Bovino has led Border Patrol to other cities and is currently in Minneapolis.
A united front
When asked for comment on the list of concerns that sources shared, the White House, DHS, and agencies shared similar statements that maintained Trump’s team was united in its mission.
“This is one team and we have one fight to secure the homeland. President Trump has a brilliant, tenacious team led by Secretary Noem to deliver on the American people’s mandate to remove criminal illegal aliens from this country,” the DHS spokesperson said in a statement. “Everyone is on the same page: the President’s page. Stephen Miller, Tom Homan, Todd Lyons, Corey Lewandowski, Rodney Scott, Gregory Bovino, and Mike Banks are patriots who wake up every day to make this country and its people safer.”

ICE Acting Director Todd Lyons said Lewandowski “has been a force in helping” federal law enforcement and Noem “is the most effective” DHS secretary in history.
“The President’s entire immigration and homeland security team – including Secretary Noem and CBP Commissioner Rodney Scott – are on the same page and have worked seamlessly together to deliver on the President’s agenda,” White House spokeswoman Abigail Jackson wrote in an email.
Trump posted on Truth Social on Monday praising Scott for a “great interview,”, a move that was met with relief among those who spoke with the Washington Examiner. DHS and CBP personnel who shared information anonymously, as they are not permitted to speak with the press, said they fear being “polygraphed” by the secretary’s team upon publication of the story and that DHS would search for those who spoke out.

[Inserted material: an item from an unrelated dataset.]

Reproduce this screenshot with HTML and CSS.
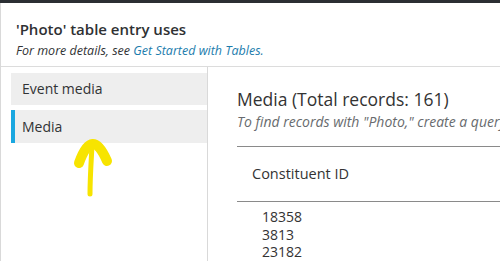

TRUMP’S BORDER SECURITY MEASURES GO FAR BEYOND A WALL. HERE’S WHAT THEY ENTAIL
Scott was asked about the claims in an email. In a statement sent from CBP, Scott focused on the results of the Trump administration.
“Under President Trump, U.S. Border Czar Homan, and Secretary Noem, we have delivered the most secure border in American history,” Scott said. “We are operating with the President’s vision and innovative and efficient execution, not the old ways. We are all working to implement the President’s agenda.”